» **Set problem**
Tell how many lines in the data below hold the string "Write"; give nothing but the number.

[Rows from a dataset]
/---

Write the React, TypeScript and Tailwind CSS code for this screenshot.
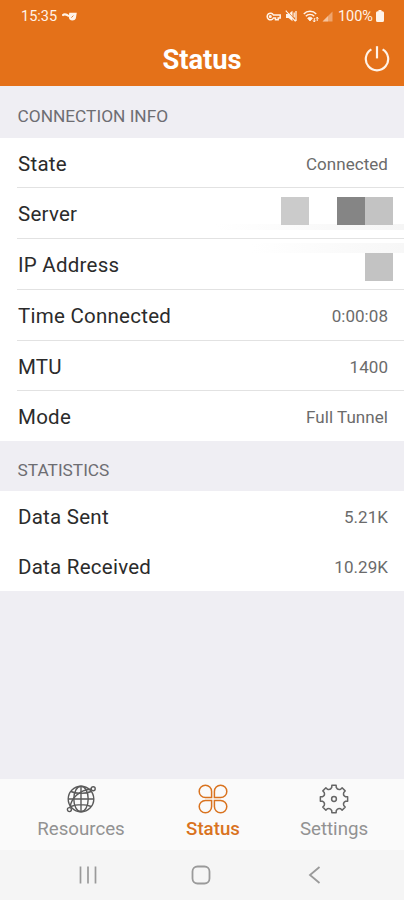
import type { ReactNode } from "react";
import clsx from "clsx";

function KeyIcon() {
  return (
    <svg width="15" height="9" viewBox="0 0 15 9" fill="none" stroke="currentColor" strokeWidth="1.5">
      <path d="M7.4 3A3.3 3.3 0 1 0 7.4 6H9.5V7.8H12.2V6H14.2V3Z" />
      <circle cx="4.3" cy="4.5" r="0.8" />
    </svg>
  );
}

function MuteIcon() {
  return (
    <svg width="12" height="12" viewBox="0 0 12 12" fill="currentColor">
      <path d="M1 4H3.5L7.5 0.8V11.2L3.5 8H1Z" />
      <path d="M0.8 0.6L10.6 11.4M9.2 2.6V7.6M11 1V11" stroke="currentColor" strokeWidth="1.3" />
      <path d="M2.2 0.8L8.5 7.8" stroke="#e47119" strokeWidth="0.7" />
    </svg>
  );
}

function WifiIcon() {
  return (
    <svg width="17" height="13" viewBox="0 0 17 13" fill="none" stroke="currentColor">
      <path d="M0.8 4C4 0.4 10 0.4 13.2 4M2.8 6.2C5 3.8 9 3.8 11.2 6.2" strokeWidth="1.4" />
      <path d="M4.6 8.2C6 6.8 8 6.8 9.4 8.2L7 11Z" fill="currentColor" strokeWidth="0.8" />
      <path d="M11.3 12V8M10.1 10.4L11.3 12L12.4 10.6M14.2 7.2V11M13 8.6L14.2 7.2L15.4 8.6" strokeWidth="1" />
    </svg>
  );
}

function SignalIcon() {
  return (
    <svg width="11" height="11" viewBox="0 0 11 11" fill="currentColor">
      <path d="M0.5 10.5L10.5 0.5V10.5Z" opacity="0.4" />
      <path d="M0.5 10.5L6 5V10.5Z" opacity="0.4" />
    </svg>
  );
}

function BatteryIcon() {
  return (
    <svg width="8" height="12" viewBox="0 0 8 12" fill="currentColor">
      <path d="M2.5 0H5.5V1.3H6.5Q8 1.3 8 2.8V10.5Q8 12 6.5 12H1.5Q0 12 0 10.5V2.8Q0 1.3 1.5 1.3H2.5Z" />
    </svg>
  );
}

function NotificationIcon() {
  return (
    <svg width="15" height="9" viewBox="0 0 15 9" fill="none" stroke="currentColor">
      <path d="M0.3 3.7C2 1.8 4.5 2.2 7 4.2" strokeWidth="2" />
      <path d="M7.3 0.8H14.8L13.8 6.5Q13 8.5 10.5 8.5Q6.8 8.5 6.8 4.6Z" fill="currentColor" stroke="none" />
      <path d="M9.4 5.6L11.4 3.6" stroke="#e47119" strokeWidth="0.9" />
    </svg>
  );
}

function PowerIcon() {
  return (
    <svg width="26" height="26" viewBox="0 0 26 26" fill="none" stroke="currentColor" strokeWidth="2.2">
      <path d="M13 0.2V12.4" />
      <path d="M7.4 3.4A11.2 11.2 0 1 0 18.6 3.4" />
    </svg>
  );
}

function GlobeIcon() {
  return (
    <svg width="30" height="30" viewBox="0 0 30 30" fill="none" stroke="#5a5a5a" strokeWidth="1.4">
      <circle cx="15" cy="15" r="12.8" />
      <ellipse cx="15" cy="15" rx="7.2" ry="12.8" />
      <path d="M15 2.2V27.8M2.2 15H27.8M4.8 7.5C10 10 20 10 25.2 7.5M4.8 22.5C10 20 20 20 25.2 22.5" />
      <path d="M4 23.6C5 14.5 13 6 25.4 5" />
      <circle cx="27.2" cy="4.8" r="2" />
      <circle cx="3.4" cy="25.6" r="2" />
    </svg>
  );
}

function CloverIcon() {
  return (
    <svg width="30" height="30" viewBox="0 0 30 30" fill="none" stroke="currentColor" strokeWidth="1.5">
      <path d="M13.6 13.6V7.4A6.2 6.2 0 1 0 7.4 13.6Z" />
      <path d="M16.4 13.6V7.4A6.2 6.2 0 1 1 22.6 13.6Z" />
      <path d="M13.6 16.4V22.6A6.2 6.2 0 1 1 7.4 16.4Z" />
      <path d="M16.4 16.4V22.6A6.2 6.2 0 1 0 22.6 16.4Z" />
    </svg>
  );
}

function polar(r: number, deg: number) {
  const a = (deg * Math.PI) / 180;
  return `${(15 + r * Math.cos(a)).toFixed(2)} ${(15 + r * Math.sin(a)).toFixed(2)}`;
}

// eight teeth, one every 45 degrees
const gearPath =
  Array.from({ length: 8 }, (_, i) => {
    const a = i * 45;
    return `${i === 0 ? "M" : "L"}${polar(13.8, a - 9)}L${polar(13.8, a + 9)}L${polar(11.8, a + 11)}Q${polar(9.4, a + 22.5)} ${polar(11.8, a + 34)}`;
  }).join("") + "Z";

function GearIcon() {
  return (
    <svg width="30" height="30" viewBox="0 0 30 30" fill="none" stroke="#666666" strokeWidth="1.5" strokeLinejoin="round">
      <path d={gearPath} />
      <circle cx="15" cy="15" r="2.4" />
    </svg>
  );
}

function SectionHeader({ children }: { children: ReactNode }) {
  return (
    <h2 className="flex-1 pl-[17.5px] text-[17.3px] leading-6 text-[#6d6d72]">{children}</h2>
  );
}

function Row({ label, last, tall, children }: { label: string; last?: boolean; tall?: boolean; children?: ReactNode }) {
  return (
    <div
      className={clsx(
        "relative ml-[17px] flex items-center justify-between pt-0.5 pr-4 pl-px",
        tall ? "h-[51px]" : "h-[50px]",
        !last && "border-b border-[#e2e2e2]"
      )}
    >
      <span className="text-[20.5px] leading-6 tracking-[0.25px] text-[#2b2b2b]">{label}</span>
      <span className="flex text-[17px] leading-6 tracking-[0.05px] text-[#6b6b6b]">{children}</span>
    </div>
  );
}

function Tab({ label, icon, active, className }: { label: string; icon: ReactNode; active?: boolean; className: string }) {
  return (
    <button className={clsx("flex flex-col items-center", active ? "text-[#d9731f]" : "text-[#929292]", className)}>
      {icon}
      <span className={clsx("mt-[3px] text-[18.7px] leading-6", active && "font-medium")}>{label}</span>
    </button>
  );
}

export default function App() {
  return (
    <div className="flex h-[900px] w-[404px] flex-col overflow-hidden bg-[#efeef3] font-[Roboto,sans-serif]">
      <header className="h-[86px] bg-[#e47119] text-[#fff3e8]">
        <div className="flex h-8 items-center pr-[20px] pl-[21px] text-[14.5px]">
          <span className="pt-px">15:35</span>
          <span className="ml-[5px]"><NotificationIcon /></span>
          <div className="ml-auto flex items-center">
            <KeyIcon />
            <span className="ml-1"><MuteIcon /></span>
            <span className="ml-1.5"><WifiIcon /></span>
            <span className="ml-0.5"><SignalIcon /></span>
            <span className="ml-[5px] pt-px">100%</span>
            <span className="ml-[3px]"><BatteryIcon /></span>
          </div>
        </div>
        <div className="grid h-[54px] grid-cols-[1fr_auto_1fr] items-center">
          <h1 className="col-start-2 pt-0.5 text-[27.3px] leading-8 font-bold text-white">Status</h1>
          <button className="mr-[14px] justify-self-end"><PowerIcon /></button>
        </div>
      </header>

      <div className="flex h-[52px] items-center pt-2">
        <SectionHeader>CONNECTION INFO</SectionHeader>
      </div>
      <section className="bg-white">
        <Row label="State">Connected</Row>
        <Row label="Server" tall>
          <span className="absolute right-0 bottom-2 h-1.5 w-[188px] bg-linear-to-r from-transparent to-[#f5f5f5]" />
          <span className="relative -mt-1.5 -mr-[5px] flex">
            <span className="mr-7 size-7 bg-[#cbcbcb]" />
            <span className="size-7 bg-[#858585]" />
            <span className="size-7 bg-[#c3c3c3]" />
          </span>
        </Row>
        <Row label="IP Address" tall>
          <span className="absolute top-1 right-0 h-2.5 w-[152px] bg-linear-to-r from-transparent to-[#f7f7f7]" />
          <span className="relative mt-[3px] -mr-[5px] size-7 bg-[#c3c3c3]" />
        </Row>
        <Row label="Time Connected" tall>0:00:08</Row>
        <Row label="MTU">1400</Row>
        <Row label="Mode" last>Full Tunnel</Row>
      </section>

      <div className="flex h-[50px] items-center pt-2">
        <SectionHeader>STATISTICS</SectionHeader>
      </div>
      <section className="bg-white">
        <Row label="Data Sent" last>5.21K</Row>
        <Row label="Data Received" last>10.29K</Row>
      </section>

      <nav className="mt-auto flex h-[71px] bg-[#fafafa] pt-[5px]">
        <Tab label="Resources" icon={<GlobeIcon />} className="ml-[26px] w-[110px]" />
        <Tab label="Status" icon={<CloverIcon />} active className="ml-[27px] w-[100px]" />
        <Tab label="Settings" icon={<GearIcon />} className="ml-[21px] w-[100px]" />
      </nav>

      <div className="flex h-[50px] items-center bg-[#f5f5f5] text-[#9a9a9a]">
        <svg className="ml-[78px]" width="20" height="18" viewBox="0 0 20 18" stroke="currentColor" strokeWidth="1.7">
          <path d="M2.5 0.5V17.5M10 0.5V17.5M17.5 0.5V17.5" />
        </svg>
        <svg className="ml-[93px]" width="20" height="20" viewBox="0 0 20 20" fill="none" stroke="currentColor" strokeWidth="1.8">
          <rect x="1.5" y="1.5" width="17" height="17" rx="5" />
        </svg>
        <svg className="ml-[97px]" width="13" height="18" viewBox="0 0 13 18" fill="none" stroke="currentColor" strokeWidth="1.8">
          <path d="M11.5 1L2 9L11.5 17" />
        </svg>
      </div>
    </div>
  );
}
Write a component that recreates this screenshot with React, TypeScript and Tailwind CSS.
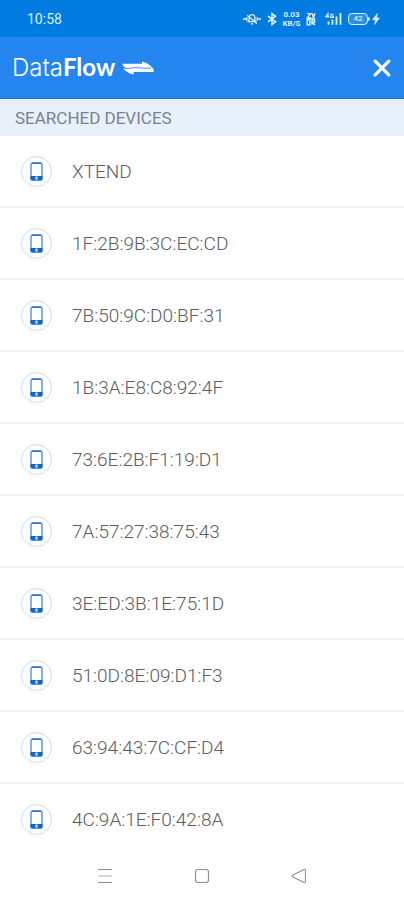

\---

» **Task solution**
2